Special Committee Cautions Dell Stockholders Regarding Carl Icahn’s Misleading Statements About Appraisal Rights
The Special Committee of the Board of Directors of Dell Inc. (NASDAQ:
DELL) today issued the following statement regarding Carl Icahn’s
efforts to encourage Dell stockholders to pursue appraisal proceedings
The Special Committee of the Board of Directors of Dell Inc. (NASDAQ: DELL) today issued the following statement regarding Carl Icahn’s efforts to encourage Dell stockholders to pursue appraisal proceedings after completion of the transaction proposed by Michael Dell and Silver Lake: “The Special Committee cautions Dell stockholders that Carl Icahn’s latest entreaties that they pursue appraisal with respect to the Dell acquisition misrepresent the risks and costs involved in this course of action. Mr. Icahn’s letters claim that seeking appraisal is a “no-brainer” involving “no risk” and that stockholders “might get lucky” if they follow his advice. “In fact, pursuing appraisal involves substantial risks and costs. First, if a sufficiently large number of shareholders seek appraisal and thus do not vote in favor of the acquisition (which is required to pursue appraisal rights), the merger agreement will be terminated, the merger will not occur, stockholders will not have the opportunity to receive the $13.65 per share cash merger consideration, there will be no appraisal rights, and stockholders will continue to bear the risks of holding their Dell shares.
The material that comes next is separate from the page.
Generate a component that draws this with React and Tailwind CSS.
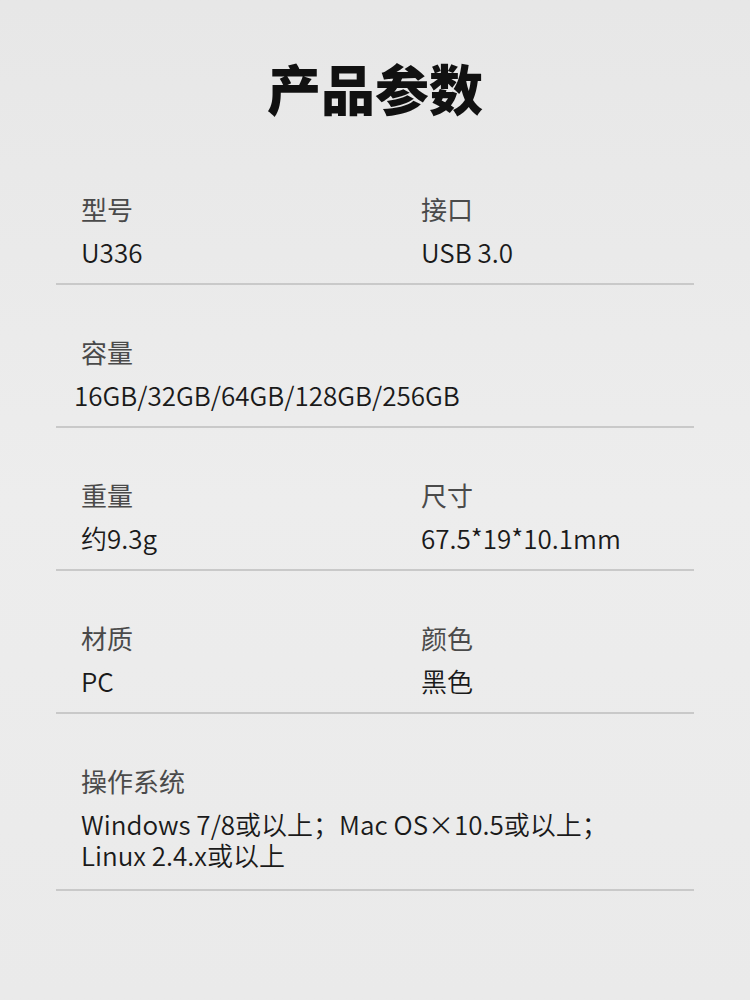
import React from 'react';

const FONT = { fontFamily: '"Noto Sans CJK SC", "Noto Sans", sans-serif' };

const ROWS = [
  [{ label: '型号', value: 'U336' }, { label: '接口', value: 'USB 3.0' }],
  [{ label: '容量', value: '16GB/32GB/64GB/128GB/256GB', shift: true }],
  [{ label: '重量', value: '约9.3g' }, { label: '尺寸', value: '67.5*19*10.1mm' }],
  [{ label: '材质', value: 'PC' }, { label: '颜色', value: '黑色' }],
  [{ label: '操作系统', value: ['Windows 7/8或以上；Mac OS×10.5或以上；', 'Linux 2.4.x或以上'] }],
];

const Cell = ({ label, value, shift, wide }) => (
  <div className={wide ? 'col-span-2' : ''}>
    <div className="text-[26px] leading-[34px] text-[#4a4a4a]">{label}</div>
    <div className={`mt-[10px] text-[26px] leading-[31px] font-[350] text-[#1a1a1a] ${shift ? '-ml-[7px]' : ''}`}>
      {Array.isArray(value) ? value.map(v => <div key={v}>{v}</div>) : value}
    </div>
  </div>
);

export default function App() {
  return (
    <div style={FONT} className="w-[750px] h-[1000px] bg-gradient-to-b from-[#e7e7e7] via-[#ededed] to-[#eaeaea]">
      <div className="h-[142px] pt-[58px] text-center">
        <h1 className="text-[54px] leading-[60px] font-black text-[#111]">产品参数</h1>
      </div>
      <div className="mx-[56px]">
        {ROWS.map((row, i) => (
          <div key={i} className={`grid grid-cols-[340px_1fr] pl-[25px] pt-[50px] border-b-2 border-[#c9c9c9] ${i === ROWS.length - 1 ? 'pb-[19px]' : 'pb-[16px]'}`}>
            {row.map(c => <Cell key={c.label} wide={row.length === 1} {...c} />)}
          </div>
        ))}
      </div>
    </div>
  );
}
Second, there is no assurance a court would determine the fair value of Dell shares to be greater than $13.65 – and it could determine the value to be less. The $13.65 price has been known by the market since early February and no buyer, including Mr. Icahn, has offered to purchase Dell for a higher price. Third, litigating appraisal proceedings is a protracted and expensive process that each shareholder would have to endure and fund individually. Finally, Mr. Icahn’s claim that the buyers may settle appraisal proceedings for an amount in excess of $13.65 within 60 days after the merger is baseless and, in fact, is directly contradicted by the buyers’ stated intention not to do so as set forth in Dell’s definitive proxy statement.